#### WHAT THE TASK REQUIRES:
Repeat verbatim only the lines from the opening of the material below through the one that contains "11px; line-height: 12px;".

#### GIVEN MATERIAL:
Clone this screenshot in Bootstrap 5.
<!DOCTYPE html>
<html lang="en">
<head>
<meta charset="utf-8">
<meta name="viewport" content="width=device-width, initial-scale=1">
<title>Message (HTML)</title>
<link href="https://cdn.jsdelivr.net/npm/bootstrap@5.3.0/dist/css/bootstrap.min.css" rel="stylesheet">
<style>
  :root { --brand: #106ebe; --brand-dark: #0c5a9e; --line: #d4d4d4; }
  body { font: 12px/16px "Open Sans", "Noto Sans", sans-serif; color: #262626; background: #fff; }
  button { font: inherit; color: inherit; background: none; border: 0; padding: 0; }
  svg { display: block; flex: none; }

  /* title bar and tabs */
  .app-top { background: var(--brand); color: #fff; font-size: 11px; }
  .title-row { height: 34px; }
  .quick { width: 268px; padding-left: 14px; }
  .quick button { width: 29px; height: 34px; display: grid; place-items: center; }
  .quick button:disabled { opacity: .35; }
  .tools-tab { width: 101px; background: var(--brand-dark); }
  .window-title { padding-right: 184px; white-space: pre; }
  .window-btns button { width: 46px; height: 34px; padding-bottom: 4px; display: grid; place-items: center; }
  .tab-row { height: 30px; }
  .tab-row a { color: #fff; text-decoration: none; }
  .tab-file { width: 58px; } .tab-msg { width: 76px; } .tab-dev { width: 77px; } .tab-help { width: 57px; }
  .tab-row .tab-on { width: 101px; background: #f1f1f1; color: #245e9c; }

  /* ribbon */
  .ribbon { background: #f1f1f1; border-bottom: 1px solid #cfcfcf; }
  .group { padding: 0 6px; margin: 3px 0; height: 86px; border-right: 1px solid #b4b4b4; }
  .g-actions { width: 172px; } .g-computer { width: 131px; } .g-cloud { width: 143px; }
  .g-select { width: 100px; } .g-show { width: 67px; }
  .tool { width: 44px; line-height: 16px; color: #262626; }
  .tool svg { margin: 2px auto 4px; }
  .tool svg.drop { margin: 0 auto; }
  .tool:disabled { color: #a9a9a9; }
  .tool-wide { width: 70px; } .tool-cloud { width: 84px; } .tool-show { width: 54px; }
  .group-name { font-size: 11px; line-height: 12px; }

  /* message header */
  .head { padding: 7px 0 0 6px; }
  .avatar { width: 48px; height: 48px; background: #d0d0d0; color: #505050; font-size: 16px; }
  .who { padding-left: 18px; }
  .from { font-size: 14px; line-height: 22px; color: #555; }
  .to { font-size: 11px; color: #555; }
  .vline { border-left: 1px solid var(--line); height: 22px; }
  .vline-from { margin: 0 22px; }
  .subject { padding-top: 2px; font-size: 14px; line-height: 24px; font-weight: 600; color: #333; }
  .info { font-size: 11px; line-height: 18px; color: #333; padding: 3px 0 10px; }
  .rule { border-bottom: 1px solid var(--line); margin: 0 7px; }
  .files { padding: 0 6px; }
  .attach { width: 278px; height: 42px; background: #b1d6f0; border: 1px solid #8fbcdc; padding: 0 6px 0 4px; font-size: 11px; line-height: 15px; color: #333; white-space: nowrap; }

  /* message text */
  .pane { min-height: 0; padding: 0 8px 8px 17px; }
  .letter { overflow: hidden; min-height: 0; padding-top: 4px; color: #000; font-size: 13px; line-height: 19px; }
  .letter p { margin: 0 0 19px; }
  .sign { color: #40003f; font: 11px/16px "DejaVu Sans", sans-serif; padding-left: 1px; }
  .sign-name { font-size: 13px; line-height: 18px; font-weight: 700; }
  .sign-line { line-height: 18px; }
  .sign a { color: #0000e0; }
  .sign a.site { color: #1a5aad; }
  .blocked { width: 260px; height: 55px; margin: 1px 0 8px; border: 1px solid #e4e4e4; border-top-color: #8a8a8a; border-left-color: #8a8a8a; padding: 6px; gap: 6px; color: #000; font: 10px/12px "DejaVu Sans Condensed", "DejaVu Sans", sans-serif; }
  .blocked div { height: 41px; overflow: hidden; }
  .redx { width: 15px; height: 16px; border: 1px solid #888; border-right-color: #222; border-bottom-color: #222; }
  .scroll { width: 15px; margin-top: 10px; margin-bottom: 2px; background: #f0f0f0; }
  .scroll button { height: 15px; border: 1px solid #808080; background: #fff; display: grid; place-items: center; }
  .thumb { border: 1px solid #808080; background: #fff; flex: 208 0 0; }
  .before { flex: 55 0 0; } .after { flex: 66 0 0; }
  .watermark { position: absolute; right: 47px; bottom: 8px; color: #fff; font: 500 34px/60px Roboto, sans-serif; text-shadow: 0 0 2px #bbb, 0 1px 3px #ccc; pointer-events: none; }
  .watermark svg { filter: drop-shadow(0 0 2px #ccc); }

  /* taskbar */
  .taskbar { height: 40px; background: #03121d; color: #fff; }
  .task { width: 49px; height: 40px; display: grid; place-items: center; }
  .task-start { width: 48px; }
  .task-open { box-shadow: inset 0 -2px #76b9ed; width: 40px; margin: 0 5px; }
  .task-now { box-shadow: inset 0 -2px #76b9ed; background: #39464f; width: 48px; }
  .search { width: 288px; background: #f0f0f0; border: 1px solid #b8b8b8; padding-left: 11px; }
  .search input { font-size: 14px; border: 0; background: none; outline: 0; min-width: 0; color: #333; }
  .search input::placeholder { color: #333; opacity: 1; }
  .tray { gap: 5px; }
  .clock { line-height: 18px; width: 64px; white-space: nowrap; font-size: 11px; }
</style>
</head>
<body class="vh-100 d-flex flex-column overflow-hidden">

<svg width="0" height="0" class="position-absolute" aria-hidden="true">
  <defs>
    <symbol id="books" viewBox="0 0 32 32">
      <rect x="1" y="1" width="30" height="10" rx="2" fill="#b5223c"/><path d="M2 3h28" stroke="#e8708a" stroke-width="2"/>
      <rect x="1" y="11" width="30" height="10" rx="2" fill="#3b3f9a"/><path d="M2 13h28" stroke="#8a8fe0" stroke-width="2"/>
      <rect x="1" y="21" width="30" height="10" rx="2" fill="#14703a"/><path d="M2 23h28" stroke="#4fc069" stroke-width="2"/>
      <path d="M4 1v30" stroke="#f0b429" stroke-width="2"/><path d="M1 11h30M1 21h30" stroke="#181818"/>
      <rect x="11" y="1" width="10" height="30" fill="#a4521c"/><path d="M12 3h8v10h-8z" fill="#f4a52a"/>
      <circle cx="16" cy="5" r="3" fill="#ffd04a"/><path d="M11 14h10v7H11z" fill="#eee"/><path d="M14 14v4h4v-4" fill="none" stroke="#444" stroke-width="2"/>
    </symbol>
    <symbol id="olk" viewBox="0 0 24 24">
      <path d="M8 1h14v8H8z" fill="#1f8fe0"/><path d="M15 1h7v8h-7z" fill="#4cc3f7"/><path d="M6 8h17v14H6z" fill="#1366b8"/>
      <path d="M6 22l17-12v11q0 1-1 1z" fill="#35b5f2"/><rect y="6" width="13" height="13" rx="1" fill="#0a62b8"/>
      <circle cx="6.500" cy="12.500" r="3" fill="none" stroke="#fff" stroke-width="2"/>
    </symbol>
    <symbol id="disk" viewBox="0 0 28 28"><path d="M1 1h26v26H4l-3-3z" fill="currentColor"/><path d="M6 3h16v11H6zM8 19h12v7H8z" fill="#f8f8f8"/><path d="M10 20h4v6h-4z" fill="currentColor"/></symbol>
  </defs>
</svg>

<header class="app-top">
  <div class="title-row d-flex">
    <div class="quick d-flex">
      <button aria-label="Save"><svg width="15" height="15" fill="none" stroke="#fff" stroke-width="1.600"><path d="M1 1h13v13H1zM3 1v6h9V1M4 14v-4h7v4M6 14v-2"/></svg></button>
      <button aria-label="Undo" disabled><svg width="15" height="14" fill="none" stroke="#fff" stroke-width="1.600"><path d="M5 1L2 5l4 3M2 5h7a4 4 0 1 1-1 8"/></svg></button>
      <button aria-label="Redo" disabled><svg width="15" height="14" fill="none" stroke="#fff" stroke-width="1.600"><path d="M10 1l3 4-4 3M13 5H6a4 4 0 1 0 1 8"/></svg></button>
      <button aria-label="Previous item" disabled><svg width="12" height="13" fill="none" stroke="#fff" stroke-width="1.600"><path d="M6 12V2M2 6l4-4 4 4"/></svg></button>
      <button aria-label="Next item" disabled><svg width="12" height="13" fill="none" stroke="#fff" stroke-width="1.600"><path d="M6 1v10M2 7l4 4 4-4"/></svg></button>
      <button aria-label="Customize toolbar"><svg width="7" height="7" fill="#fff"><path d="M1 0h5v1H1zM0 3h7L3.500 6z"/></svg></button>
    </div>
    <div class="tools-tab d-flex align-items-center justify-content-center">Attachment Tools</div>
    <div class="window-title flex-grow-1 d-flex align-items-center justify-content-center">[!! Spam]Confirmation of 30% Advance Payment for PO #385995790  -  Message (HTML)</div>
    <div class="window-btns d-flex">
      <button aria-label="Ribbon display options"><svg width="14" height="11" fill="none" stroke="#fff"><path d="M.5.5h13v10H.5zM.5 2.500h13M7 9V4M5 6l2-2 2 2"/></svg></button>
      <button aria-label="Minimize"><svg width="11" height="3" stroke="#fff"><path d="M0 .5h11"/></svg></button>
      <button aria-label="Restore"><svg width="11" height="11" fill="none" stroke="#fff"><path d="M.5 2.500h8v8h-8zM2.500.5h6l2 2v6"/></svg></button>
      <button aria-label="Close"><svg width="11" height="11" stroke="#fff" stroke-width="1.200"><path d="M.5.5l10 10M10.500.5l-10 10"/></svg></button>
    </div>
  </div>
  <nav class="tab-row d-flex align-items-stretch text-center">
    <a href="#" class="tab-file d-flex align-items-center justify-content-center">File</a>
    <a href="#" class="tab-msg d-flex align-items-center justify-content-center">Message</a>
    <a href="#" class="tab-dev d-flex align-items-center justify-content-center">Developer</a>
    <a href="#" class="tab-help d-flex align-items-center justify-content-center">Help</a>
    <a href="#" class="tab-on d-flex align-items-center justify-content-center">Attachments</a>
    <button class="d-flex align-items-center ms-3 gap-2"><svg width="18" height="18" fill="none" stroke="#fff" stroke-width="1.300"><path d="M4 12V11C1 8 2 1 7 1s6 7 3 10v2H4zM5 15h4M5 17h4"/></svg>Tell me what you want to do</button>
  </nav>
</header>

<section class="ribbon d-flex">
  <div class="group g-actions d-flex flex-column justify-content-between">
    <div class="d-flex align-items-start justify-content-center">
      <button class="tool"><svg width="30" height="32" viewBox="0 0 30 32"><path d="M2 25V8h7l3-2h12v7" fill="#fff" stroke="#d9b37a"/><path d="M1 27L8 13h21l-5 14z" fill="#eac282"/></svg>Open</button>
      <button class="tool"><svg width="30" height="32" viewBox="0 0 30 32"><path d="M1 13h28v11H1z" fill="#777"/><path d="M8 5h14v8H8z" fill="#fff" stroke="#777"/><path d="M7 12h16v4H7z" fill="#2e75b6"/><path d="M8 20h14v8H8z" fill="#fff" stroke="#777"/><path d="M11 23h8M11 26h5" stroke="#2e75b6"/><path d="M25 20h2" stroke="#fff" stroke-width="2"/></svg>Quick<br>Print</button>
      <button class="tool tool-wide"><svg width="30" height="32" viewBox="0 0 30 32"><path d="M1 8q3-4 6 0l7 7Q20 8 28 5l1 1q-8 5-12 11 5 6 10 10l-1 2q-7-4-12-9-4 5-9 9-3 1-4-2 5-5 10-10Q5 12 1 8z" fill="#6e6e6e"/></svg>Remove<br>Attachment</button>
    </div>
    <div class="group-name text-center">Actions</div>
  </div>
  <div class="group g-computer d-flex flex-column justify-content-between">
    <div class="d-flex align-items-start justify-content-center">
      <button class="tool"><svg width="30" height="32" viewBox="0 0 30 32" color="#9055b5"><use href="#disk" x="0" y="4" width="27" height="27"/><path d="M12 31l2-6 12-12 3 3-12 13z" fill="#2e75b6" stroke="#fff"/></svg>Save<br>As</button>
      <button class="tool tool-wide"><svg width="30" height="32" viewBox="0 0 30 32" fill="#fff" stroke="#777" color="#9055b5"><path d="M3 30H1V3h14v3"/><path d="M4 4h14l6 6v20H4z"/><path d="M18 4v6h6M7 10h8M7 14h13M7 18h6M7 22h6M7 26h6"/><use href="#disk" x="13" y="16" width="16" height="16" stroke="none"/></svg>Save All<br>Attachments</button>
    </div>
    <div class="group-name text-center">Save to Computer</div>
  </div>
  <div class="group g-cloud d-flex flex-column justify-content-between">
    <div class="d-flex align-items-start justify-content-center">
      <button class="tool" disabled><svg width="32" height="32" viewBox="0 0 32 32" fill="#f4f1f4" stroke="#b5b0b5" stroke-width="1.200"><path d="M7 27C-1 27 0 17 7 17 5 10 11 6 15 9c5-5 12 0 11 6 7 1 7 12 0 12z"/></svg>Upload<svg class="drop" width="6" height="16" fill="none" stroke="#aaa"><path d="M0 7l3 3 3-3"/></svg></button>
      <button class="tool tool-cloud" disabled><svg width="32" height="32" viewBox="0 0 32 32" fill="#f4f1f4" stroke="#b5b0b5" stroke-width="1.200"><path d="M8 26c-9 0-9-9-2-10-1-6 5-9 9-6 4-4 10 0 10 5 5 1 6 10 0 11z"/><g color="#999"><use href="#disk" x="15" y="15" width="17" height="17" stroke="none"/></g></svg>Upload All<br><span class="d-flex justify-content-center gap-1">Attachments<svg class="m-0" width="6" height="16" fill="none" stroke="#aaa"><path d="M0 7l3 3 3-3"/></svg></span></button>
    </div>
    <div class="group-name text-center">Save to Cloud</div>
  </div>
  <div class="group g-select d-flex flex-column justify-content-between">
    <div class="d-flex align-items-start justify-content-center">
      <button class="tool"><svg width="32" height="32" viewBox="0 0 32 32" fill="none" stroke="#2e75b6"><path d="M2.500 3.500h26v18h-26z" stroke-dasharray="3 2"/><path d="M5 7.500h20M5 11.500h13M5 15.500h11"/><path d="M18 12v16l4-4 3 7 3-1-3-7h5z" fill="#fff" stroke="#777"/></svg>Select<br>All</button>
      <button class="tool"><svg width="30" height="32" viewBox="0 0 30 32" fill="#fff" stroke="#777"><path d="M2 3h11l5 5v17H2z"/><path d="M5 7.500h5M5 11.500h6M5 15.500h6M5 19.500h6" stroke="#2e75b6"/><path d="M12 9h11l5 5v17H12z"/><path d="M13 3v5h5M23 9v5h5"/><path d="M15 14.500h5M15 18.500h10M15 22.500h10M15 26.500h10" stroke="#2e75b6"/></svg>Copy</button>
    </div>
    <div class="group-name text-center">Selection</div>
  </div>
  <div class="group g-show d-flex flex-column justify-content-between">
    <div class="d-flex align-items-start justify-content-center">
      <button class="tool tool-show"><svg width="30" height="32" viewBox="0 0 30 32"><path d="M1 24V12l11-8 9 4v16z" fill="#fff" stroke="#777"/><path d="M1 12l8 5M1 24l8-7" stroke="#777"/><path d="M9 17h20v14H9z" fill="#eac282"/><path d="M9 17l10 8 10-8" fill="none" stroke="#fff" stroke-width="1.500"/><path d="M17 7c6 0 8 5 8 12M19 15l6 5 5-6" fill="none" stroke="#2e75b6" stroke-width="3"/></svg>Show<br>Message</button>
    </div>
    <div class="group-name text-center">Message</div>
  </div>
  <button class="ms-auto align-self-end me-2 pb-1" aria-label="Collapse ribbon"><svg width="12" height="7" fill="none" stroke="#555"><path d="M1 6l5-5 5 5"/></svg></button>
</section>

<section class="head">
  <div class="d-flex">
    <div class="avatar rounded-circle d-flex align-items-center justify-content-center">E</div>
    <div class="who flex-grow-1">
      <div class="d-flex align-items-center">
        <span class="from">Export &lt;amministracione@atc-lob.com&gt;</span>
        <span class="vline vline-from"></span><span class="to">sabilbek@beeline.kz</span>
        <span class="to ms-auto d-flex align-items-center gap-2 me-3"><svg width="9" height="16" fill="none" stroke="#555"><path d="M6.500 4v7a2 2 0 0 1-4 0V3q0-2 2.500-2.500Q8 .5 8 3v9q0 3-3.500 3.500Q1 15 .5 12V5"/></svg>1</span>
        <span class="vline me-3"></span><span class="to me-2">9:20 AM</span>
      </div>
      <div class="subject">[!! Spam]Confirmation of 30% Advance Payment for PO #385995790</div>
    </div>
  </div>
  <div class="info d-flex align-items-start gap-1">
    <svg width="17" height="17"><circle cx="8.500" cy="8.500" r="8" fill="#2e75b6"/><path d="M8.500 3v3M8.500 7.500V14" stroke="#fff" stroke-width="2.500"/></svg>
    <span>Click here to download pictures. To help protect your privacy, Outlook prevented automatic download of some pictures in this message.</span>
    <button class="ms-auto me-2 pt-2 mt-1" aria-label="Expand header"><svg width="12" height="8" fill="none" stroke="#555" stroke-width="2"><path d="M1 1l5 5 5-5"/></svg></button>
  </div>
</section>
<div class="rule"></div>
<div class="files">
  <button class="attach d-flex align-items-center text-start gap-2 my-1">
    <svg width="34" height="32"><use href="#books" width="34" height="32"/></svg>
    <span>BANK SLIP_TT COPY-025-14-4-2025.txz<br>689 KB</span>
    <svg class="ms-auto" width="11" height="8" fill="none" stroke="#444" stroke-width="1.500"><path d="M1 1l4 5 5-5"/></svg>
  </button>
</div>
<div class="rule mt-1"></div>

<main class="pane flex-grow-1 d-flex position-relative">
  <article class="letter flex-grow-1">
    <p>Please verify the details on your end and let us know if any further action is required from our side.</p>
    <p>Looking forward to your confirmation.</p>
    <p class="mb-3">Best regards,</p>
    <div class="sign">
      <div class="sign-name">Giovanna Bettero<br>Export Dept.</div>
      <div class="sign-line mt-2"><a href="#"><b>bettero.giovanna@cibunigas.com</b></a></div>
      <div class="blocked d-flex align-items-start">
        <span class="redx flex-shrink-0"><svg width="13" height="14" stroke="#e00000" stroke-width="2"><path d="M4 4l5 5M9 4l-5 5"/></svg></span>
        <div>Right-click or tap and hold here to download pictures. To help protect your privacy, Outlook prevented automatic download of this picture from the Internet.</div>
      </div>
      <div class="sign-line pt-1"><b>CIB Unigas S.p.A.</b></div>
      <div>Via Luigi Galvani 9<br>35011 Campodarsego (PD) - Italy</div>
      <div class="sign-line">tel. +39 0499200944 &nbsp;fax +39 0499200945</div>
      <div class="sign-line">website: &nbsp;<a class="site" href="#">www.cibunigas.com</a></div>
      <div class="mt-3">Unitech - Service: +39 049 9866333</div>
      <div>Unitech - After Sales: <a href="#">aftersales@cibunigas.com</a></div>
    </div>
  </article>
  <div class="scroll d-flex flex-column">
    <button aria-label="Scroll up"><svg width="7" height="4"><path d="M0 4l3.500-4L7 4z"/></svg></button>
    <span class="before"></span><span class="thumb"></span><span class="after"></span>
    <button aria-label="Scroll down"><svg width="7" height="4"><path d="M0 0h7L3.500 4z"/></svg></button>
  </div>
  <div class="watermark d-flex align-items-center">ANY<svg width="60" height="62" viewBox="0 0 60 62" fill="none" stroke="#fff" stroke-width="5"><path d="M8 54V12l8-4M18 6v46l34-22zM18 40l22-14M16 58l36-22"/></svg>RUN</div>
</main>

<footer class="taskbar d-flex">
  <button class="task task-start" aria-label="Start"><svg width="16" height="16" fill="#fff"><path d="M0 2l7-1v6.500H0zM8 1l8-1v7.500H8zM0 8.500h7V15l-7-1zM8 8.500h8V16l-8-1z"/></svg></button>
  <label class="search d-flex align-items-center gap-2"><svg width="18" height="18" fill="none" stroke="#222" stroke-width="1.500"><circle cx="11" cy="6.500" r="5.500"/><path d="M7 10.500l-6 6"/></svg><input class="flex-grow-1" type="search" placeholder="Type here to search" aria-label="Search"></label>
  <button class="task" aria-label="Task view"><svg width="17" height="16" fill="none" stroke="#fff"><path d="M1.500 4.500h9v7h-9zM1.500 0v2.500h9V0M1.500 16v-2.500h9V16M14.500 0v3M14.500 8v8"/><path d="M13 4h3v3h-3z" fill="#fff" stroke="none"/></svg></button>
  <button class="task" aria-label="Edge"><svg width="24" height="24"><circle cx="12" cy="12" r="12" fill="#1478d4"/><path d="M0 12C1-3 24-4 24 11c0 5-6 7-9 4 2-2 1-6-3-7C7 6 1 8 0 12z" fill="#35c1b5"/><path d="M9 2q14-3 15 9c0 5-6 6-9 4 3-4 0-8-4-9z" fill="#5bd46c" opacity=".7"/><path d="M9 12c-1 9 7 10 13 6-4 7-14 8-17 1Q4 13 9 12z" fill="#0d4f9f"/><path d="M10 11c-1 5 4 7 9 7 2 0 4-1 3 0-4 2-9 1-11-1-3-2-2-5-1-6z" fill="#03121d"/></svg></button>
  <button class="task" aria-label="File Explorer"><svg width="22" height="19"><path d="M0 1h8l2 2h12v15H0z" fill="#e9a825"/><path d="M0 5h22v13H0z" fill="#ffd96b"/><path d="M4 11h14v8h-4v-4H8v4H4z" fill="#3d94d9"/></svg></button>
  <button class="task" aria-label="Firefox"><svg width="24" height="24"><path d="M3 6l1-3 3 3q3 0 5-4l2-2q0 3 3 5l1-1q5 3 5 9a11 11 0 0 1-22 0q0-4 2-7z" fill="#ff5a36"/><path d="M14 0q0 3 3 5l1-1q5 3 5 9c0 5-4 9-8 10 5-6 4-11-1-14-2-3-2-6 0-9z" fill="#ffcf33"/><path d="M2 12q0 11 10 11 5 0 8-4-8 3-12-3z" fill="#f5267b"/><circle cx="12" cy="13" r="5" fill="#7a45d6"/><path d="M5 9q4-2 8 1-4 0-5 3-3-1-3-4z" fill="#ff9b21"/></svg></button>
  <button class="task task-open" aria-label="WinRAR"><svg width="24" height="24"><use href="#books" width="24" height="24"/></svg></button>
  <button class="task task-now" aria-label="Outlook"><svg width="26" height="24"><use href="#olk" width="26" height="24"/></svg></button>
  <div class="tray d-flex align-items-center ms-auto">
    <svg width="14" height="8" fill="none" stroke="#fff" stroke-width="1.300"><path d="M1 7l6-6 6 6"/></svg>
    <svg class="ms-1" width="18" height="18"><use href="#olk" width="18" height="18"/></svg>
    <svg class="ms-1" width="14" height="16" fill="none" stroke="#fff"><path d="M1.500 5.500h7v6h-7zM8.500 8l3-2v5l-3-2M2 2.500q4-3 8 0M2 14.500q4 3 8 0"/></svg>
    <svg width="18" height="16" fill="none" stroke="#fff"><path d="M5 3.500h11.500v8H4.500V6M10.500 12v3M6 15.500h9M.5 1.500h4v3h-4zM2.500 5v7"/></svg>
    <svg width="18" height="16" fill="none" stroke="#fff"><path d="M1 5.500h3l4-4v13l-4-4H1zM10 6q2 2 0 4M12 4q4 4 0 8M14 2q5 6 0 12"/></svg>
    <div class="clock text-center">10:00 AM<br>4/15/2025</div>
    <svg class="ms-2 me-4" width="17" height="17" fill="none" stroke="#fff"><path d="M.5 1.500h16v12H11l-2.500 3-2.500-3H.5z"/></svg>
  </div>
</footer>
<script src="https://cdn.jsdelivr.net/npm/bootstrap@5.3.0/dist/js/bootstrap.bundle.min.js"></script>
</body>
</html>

#### TASK SOLUTION:
Clone this screenshot in Bootstrap 5.
<!DOCTYPE html>
<html lang="en">
<head>
<meta charset="utf-8">
<meta name="viewport" content="width=device-width, initial-scale=1">
<title>Message (HTML)</title>
<link href="https://cdn.jsdelivr.net/npm/bootstrap@5.3.0/dist/css/bootstrap.min.css" rel="stylesheet">
<style>
  :root { --brand: #106ebe; --brand-dark: #0c5a9e; --line: #d4d4d4; }
  body { font: 12px/16px "Open Sans", "Noto Sans", sans-serif; color: #262626; background: #fff; }
  button { font: inherit; color: inherit; background: none; border: 0; padding: 0; }
  svg { display: block; flex: none; }

  /* title bar and tabs */
  .app-top { background: var(--brand); color: #fff; font-size: 11px; }
  .title-row { height: 34px; }
  .quick { width: 268px; padding-left: 14px; }
  .quick button { width: 29px; height: 34px; display: grid; place-items: center; }
  .quick button:disabled { opacity: .35; }
  .tools-tab { width: 101px; background: var(--brand-dark); }
  .window-title { padding-right: 184px; white-space: pre; }
  .window-btns button { width: 46px; height: 34px; padding-bottom: 4px; display: grid; place-items: center; }
  .tab-row { height: 30px; }
  .tab-row a { color: #fff; text-decoration: none; }
  .tab-file { width: 58px; } .tab-msg { width: 76px; } .tab-dev { width: 77px; } .tab-help { width: 57px; }
  .tab-row .tab-on { width: 101px; background: #f1f1f1; color: #245e9c; }

  /* ribbon */
  .ribbon { background: #f1f1f1; border-bottom: 1px solid #cfcfcf; }
  .group { padding: 0 6px; margin: 3px 0; height: 86px; border-right: 1px solid #b4b4b4; }
  .g-actions { width: 172px; } .g-computer { width: 131px; } .g-cloud { width: 143px; }
  .g-select { width: 100px; } .g-show { width: 67px; }
  .tool { width: 44px; line-height: 16px; color: #262626; }
  .tool svg { margin: 2px auto 4px; }
  .tool svg.drop { margin: 0 auto; }
  .tool:disabled { color: #a9a9a9; }
  .tool-wide { width: 70px; } .tool-cloud { width: 84px; } .tool-show { width: 54px; }
  .group-name { font-size: 11px; line-height: 12px; }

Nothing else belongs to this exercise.